• Recorded data:
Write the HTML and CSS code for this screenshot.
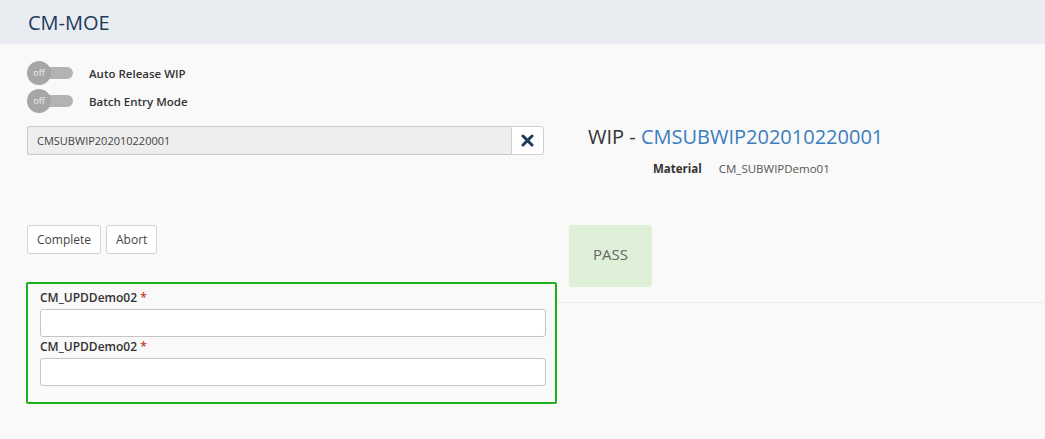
FILE: index.html
```html
<!DOCTYPE html>
<html>
<head>
<meta charset="utf-8">
<link rel="stylesheet" href="styles.css">
</head>
<body>
<header class="page-header">
  <h1 class="page-title">CM-MOE</h1>
</header>
<main class="content">
  <section class="left-col">
    <div class="toggles">
      <div class="toggle-row">
        <span class="switch"><span class="knob">off</span></span>
        <span class="toggle-label">Auto Release WIP</span>
      </div>
      <div class="toggle-row">
        <span class="switch"><span class="knob">off</span></span>
        <span class="toggle-label">Batch Entry Mode</span>
      </div>
    </div>
    <div class="input-group">
      <input class="wip-input" type="text" value="CMSUBWIP202010220001" readonly>
      <button class="clear-btn" type="button" aria-label="Clear">
        <svg width="13" height="13" viewBox="0 0 13 13"><path d="M2 2 L11 11 M11 2 L2 11" stroke="#1f3a5c" stroke-width="3" stroke-linecap="round"/></svg>
      </button>
    </div>
    <div class="actions">
      <button class="btn" type="button">Complete</button>
      <button class="btn" type="button">Abort</button>
    </div>
    <div class="data-box">
      <label class="field-label">CM_UPDDemo02 <span class="req">*</span></label>
      <input class="field-input" type="text">
      <label class="field-label">CM_UPDDemo02 <span class="req">*</span></label>
      <input class="field-input" type="text">
    </div>
  </section>
  <section class="right-col">
    <div class="wip-panel">
      <h2 class="wip-title">WIP - <span class="wip-id">CMSUBWIP202010220001</span></h2>
      <div class="meta"><span class="meta-key">Material</span><span class="meta-val">CM_SUBWIPDemo01</span></div>
      <div class="pass">PASS</div>
    </div>
  </section>
</main>
</body>
</html>
```

FILE: styles.css
```css
* { box-sizing: border-box; }
html, body { margin: 0; padding: 0; }
body {
  font-family: "Open Sans", "Liberation Sans", sans-serif;
  background: #f9f9f9;
  color: #333;
  width: 1045px;
  height: 439px;
  overflow: hidden;
}
.page-header {
  height: 44px;
  background: #e9ecf1;
  padding: 0 28px;
  display: flex;
  align-items: center;
}
.page-title {
  margin: 0;
  font-size: 20px;
  font-weight: 400;
  color: #1d3b5a;
}
.content {
  display: grid;
  grid-template-columns: 531px 1fr;
  padding-left: 26px;
}
.left-col { display: flex; flex-direction: column; }
.toggles { padding-top: 17px; display: flex; flex-direction: column; gap: 4px; }
.toggle-row { display: flex; align-items: center; height: 24px; }
.switch {
  position: relative;
  width: 48px;
  height: 24px;
  display: inline-block;
}
.switch::before {
  content: "";
  position: absolute;
  left: 8px;
  right: 1px;
  top: 6px;
  height: 12px;
  border-radius: 6px;
  background: #b3b3b3;
}
.knob {
  position: absolute;
  left: 1px;
  top: 0;
  width: 24px;
  height: 24px;
  border-radius: 50%;
  background: #a6a6a6;
  color: #f2f2f2;
  font-size: 9px;
  line-height: 24px;
  text-align: center;
}
.toggle-label {
  margin-left: 15px;
  font-size: 11.5px;
  font-weight: 600;
  color: #333;
}
.input-group {
  margin-top: 13px;
  margin-left: 1px;
  width: 517px;
  height: 29px;
  display: flex;
}
.wip-input {
  flex: 1;
  height: 29px;
  border: 1px solid #c8c8c8;
  border-right: none;
  border-radius: 3px 0 0 3px;
  background: #eeeeee;
  font-family: "Open Sans", "Liberation Sans", sans-serif;
  font-size: 11px;
  color: #444;
  padding: 0 9px;
  outline: none;
}
.clear-btn {
  width: 33px;
  height: 29px;
  border: 1px solid #cfcfcf;
  border-radius: 0 3px 3px 0;
  background: #fff;
  display: flex;
  align-items: center;
  justify-content: center;
  padding: 0;
}
.actions {
  margin-top: 70px;
  margin-left: 1px;
  display: flex;
  gap: 5px;
}
.btn {
  height: 29px;
  padding: 0 9px;
  border: 1px solid #d2d2d2;
  border-radius: 3px;
  background: #fff;
  font-family: "Open Sans", "Liberation Sans", sans-serif;
  font-size: 12px;
  color: #444;
}
.data-box {
  margin-top: 28px;
  width: 531px;
  border: 2px solid #1fae1f;
  border-radius: 2px;
  padding: 5px 9px 15px 12px;
  display: flex;
  flex-direction: column;
}
.field-label {
  font-size: 12px;
  font-weight: 600;
  color: #333;
  line-height: 18px;
  margin-bottom: 2px;
}
.req { color: #c0392b; }
.field-input {
  height: 28px;
  border: 1px solid #c4c4c4;
  border-radius: 3px;
  background: #fff;
  margin-bottom: 1px;
  outline: none;
}
.right-col { padding-left: 0; }
.wip-panel {
  height: 259px;
  border-bottom: 1px solid #ececec;
  padding-top: 80px;
}
.wip-title {
  margin: 0 0 0 31px;
  font-size: 20px;
  font-weight: 400;
  color: #333;
  line-height: 26px;
}
.wip-id { color: #3a7dbf; }
.meta {
  margin-top: 11px;
  margin-left: 96px;
  font-size: 11.5px;
  display: flex;
  gap: 17px;
}
.meta-key { font-weight: 700; color: #333; }
.meta-val { color: #555; }
.pass {
  margin-top: 49px;
  margin-left: 12px;
  width: 83px;
  height: 62px;
  border-radius: 4px;
  background: #dff0d8;
  color: #666;
  font-size: 15px;
  display: flex;
  align-items: center;
  justify-content: center;
  padding-bottom: 4px;
}
```
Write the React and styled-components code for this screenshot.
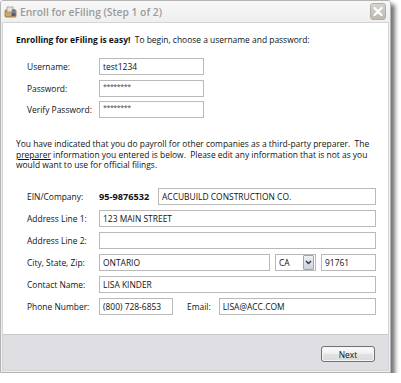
import React from "react";
import styled, { createGlobalStyle } from "styled-components";

const Global = createGlobalStyle`
  html, body { margin: 0; padding: 0; background: #ffffff; }
  body { font-family: "Open Sans", "Noto Sans", sans-serif; }
`;

const FONT = `"Open Sans", "Noto Sans", sans-serif`;

const Window = styled.div`
  width: 389px;
  height: 371px;
  border: 1px solid #b4b4b4;
  border-radius: 3px 3px 0 0;
  background: #eef0f2;
  box-shadow: 4px 4px 4px rgba(0, 0, 0, 0.55);
  display: flex;
  flex-direction: column;
  font-family: ${FONT};
  color: #111;
  overflow: hidden;
`;

const TitleBar = styled.div`
  height: 21px;
  flex: none;
  display: flex;
  align-items: center;
  padding: 0 3px 0 3px;
  background: linear-gradient(#f7f7f7, #efefef);
`;

const TitleText = styled.div`
  flex: 1;
  margin-left: 3px;
  font-size: 10.3px;
  font-weight: 600;
  color: #9a9a9a;
`;

const CloseBtn = styled.div`
  width: 14px;
  height: 15px;
  border-radius: 3px;
  border: 1px solid #b3afa8;
  background: linear-gradient(#d7d3cd, #bdb8b0);
  display: flex;
  align-items: center;
  justify-content: center;
  margin-right: 1px;
`;

const Client = styled.div`
  flex: 1;
  margin: 0 1px 1px 1px;
  border: 1px solid #d2d4d6;
  display: flex;
  flex-direction: column;
  background: #ffffff;
`;

const Body = styled.div`
  flex: 1;
  padding: 10px 12px 0 13px;
  font-size: 8.45px;
`;

const Heading = styled.div`
  line-height: 14px;
  white-space: pre;
`;

const Strong = styled.span`
  font-weight: 700;
`;

const Grid = styled.div`
  display: grid;
  grid-template-columns: ${(p) => p.$label}px 1fr;
  row-gap: ${(p) => p.$gap}px;
  padding-left: 11px;
  margin-top: ${(p) => p.$top}px;
`;

const Label = styled.div`
  height: 17px;
  display: flex;
  align-items: center;
  white-space: nowrap;
`;

const Field = styled.div`
  height: 17px;
  display: flex;
  align-items: center;
  gap: ${(p) => p.$gap || 0}px;
`;

const Input = styled.div`
  box-sizing: border-box;
  height: 17px;
  width: ${(p) => (p.$w ? `${p.$w}px` : "auto")};
  flex: ${(p) => (p.$w ? "none" : "1")};
  border: 1px solid #b9b9b9;
  background: #fff;
  padding: 0 3px;
  display: flex;
  align-items: center;
  font-size: 8.45px;
  white-space: nowrap;
  overflow: hidden;
`;

const Mask = styled.span`
  font-size: 7px;
  letter-spacing: -0.4px;
  color: #444;
  position: relative;
  top: -2px;
`;

const EinValue = styled.span`
  font-weight: 700;
  font-size: 9.2px;
  width: 59px;
  flex: none;
`;

const Para = styled.p`
  margin: 21px 0 0 0;
  line-height: 10.5px;
  white-space: nowrap;
`;

const Under = styled.span`
  text-decoration: underline;
`;

const SelectBox = styled.div`
  box-sizing: border-box;
  height: 17px;
  width: 41px;
  flex: none;
  border: 1px solid #b9b9b9;
  background: #fff;
  display: flex;
  align-items: center;
  padding-left: 3px;
`;

const SelectText = styled.span`
  flex: 1;
`;

const SelectArrow = styled.div`
  width: 9px;
  height: 13px;
  margin-right: 1px;
  border: 1px solid #9ea6b4;
  border-radius: 1px;
  background: linear-gradient(#eef1f6, #cbd2de);
  display: flex;
  align-items: center;
  justify-content: center;
`;

const InlineLabel = styled.span`
  flex: none;
  margin: 0 8px 0 14px;
`;

const Footer = styled.div`
  height: 36px;
  flex: none;
  border-top: 1px solid #c9c9cd;
  background: #dfdfe3;
  display: flex;
  align-items: flex-start;
  justify-content: flex-end;
  padding: 11px 13px 0 0;
  box-sizing: border-box;
`;

const Button = styled.div`
  box-sizing: border-box;
  width: 54px;
  height: 16px;
  border: 1px solid #6f7074;
  border-radius: 3px;
  background: linear-gradient(#fbfbfb 0%, #efefef 50%, #e2e2e2 51%, #dadada 100%);
  box-shadow: inset 0 0 0 1px #f6f6f6;
  font-size: 8.45px;
  display: flex;
  align-items: center;
  justify-content: center;
  color: #111;
`;

const AppIcon = () => (
  <svg width="13" height="12" viewBox="0 0 13 12">
    <rect x="1" y="4" width="11" height="7" rx="1" fill="#c9a86a" stroke="#8a6d3a" strokeWidth="0.8" />
    <rect x="3" y="1" width="6" height="5" fill="#e8e2d2" stroke="#8a8070" strokeWidth="0.6" />
    <circle cx="9.5" cy="5" r="2" fill="#6a7c96" />
    <rect x="7.5" y="7" width="4" height="3" fill="#4b5f7d" />
  </svg>
);

const XIcon = () => (
  <svg width="10" height="9" viewBox="0 0 10 9">
    <path d="M1.5 1 L8.5 8 M8.5 1 L1.5 8" stroke="#ffffff" strokeWidth="2.2" strokeLinecap="round" />
  </svg>
);

const Chevron = () => (
  <svg width="7" height="5" viewBox="0 0 7 5">
    <path d="M1 1 L3.5 3.5 L6 1" stroke="#2b3548" strokeWidth="1.4" fill="none" />
  </svg>
);

export default function App() {
  return (
    <>
      <Global />
      <Window>
        <TitleBar>
          <AppIcon />
          <TitleText>Enroll for eFiling (Step 1 of 2)</TitleText>
          <CloseBtn>
            <XIcon />
          </CloseBtn>
        </TitleBar>
        <Client>
          <Body>
            <Heading>
              <Strong>Enrolling for eFiling is easy!</Strong>{"  To begin, choose a username and password:"}
            </Heading>
            <Grid $label={72} $gap={4.5} $top={11}>
              <Label>Username:</Label>
              <Field>
                <Input $w={105}>test1234</Input>
              </Field>
              <Label>Password:</Label>
              <Field>
                <Input $w={105}>
                  <Mask>********</Mask>
                </Input>
              </Field>
              <Label>Verify Password:</Label>
              <Field>
                <Input $w={105}>
                  <Mask>********</Mask>
                </Input>
              </Field>
            </Grid>
            <Para>
              You have indicated that you do payroll for other companies as a third-party preparer.&nbsp; The
              <br />
              <Under>preparer</Under> information you entered is below.&nbsp; Please edit any information that is not as you
              <br />
              would want to use for official filings.
            </Para>
            <Grid $label={72} $gap={5} $top={17}>
              <Label>EIN/Company:</Label>
              <Field>
                <EinValue>95-9876532</EinValue>
                <Input>ACCUBUILD CONSTRUCTION CO.</Input>
              </Field>
              <Label>Address Line 1:</Label>
              <Field>
                <Input>123 MAIN STREET</Input>
              </Field>
              <Label>Address Line 2:</Label>
              <Field>
                <Input />
              </Field>
              <Label>City, State, Zip:</Label>
              <Field $gap={5}>
                <Input>ONTARIO</Input>
                <SelectBox>
                  <SelectText>CA</SelectText>
                  <SelectArrow>
                    <Chevron />
                  </SelectArrow>
                </SelectBox>
                <Input $w={55}>91761</Input>
              </Field>
              <Label>Contact Name:</Label>
              <Field>
                <Input>LISA KINDER</Input>
              </Field>
              <Label>Phone Number:</Label>
              <Field>
                <Input $w={74}>(800) 728-6853</Input>
                <InlineLabel>Email:</InlineLabel>
                <Input>LISA@ACC.COM</Input>
              </Field>
            </Grid>
          </Body>
          <Footer>
            <Button>Next</Button>
          </Footer>
        </Client>
      </Window>
    </>
  );
}
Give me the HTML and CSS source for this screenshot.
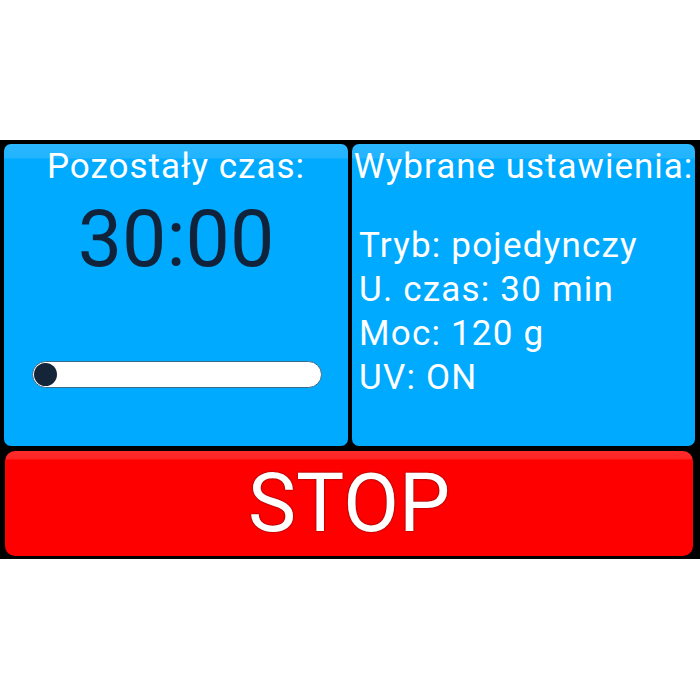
FILE: index.html
```html
<!DOCTYPE html>
<html>
<head>
<meta charset="utf-8">
<link rel="stylesheet" href="styles.css">
</head>
<body>
<div class="screen">
  <div class="panels">
    <div class="panel left">
      <div class="heading">Pozostały czas:</div>
      <div class="timer">30:00</div>
      <div class="slider"><div class="knob"></div></div>
    </div>
    <div class="panel right">
      <div class="heading">Wybrane ustawienia:</div>
      <div class="settings">
        <div>Tryb: pojedynczy</div>
        <div>U. czas: 30 min</div>
        <div>Moc: 120 g</div>
        <div>UV: ON</div>
      </div>
    </div>
  </div>
  <div class="stop">STOP</div>
</div>
</body>
</html>
```
FILE: styles.css
```css
html, body {
  margin: 0;
  padding: 0;
  background: #ffffff;
}
body {
  width: 700px;
  height: 700px;
  font-family: Roboto, "Noto Sans", sans-serif;
}
.screen {
  margin-top: 140px;
  height: 419px;
  box-sizing: border-box;
  background: #000000;
  padding: 4px 5px 3px 4px;
  display: flex;
  flex-direction: column;
  gap: 5px;
}
.panels {
  display: grid;
  grid-template-columns: 344px 343px;
  gap: 4px;
  height: 302px;
}
.panel {
  border-radius: 7px;
  background: linear-gradient(#2ab7ff 0px, #22b4ff 14px, #00aaff 15px, #00aaff 100%);
  color: #ffffff;
  display: flex;
  flex-direction: column;
  overflow: hidden;
}
.heading {
  font-size: 35px;
  line-height: 40px;
  letter-spacing: 1px;
  text-align: center;
  margin-top: 3px;
  white-space: nowrap;
}
.timer {
  font-size: 79px;
  line-height: 80px;
  text-align: center;
  color: #10233a;
  margin-top: 12px;
}
.slider {
  margin: 82px 0 0 28px;
  width: 290px;
  height: 27px;
  box-sizing: border-box;
  border-radius: 14px;
  background: #ffffff;
  border: 1px solid #3c6a8a;
  display: flex;
  align-items: center;
  padding-left: 1px;
}
.knob {
  width: 23px;
  height: 23px;
  border-radius: 50%;
  background: #14253a;
}
.settings {
  margin-top: 37px;
  padding-left: 7px;
  font-size: 35px;
  line-height: 44px;
  letter-spacing: 1.2px;
  white-space: nowrap;
}
.stop {
  height: 105px;
  margin-left: 1px;
  margin-right: 2px;
  border-radius: 10px;
  background: linear-gradient(#ff2c2c 0px, #ff2424 8px, #ff0000 9px, #ff0000 100%);
  color: #ffffff;
  font-size: 81px;
  line-height: 105px;
  text-align: center;
  text-shadow: 0 0 2px rgba(60, 0, 0, 0.9);
}
```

• Task to carry out: Copy out every line of the listing that contains the string "React".

• Exercise solution:
Write the React and styled-components code for this screenshot.
import React from "react";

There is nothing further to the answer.